Oppure è soltanto un elemento retorico usato da Erdogan e dal Gna per aumentare l’influenza all’incontro di Berlino e forzare Haftar a negoziare. Il meeting internazionale tedesco ha ancora una data da definire proprio per via dell’infiammarsi della crisi nelle ultime settimane. Circostanza creata dall’aumento dell’assertività turca sul fronte della Tripolitania e del sostegno russo tramite contractor militari clandestini che stanno aiutando Haftar – secondo il New York Times la loro presenza è testimoniata anche dalle ferite che i miliziani pro-Gna stanno riportando negli scontri: colpi singoli senza foro d’uscita, tipici di alcuni tipi di pallottole usate dai Dragunov russi, i fucili dei cecchini.

Mosca in Libia ha ottenuto un vantaggio: è riuscita a diffondere una percezione del proprio coinvolgimento superiore alla realtà, con poche centinaia di uomini è riuscita a farsi dipingere come un player centrale dietro Haftar. La Turchia ha invece aumentato il proprio coinvolgimento con atti pubblici come l’accordo di cooperazione militare. Ora la crisi sembra avvicinare lo spettro della sovrapposizione siro-libica, qualcosa di simile a quando il Califfato creò a Sirte la sua fiorente capitale sul Mediterraneo. Un grande bubbone regionale. Mentre si diffondono le voci dell’invio di milizie siriane controllate dalla Turchia a Tripoli, infatti, la Russia sta spostando le forze lealiste sulla roccaforte di Idlib, ultimo bastione anti-assadista.
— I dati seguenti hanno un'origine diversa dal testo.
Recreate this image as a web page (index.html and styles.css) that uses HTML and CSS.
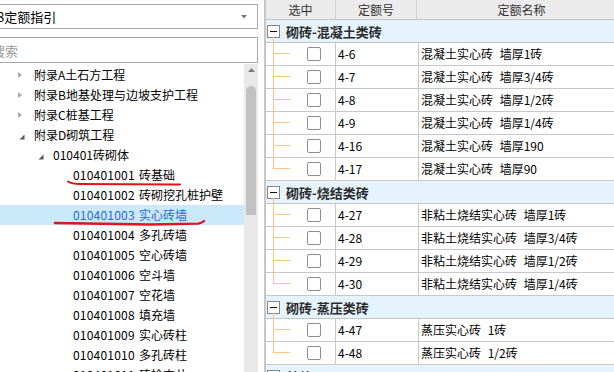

Anche a Idlib Ankara e Mosca si trovano su due fronti diversi, perché i turchi sono i protettori militari dei ribelli rimasti accerchiati nella riserva di caccia in cui il regime li ha rinchiusi nel corso della campagna di riconquista. E non è detto che non ci sia una contemporaneità non casuale in questa doppia partita, che forse diventa un affare di scambio. Lo schieramento russo in Libia d’altronde non trova avallo completo al Cremlino – questo a giudicare dalle dichiarazioni che escono dal ministero degli Esteri, sebbene della presenza dei contractor Mosca abbia sempre negato tutto. Mentre sulla Siria la Russia ha molto da perdere (visto il tanto impegno pubblico profuso) e la Turchia ha da tempo spostato gli interessi più sul combattere i curdi che sul rovesciare il regime. Nei giorni in cui il Parlamento turco voterà per il dispiegamento libico, Erdogan incontrerà Vladimir Putin per l’ennesima volta negli ultimi tre anni.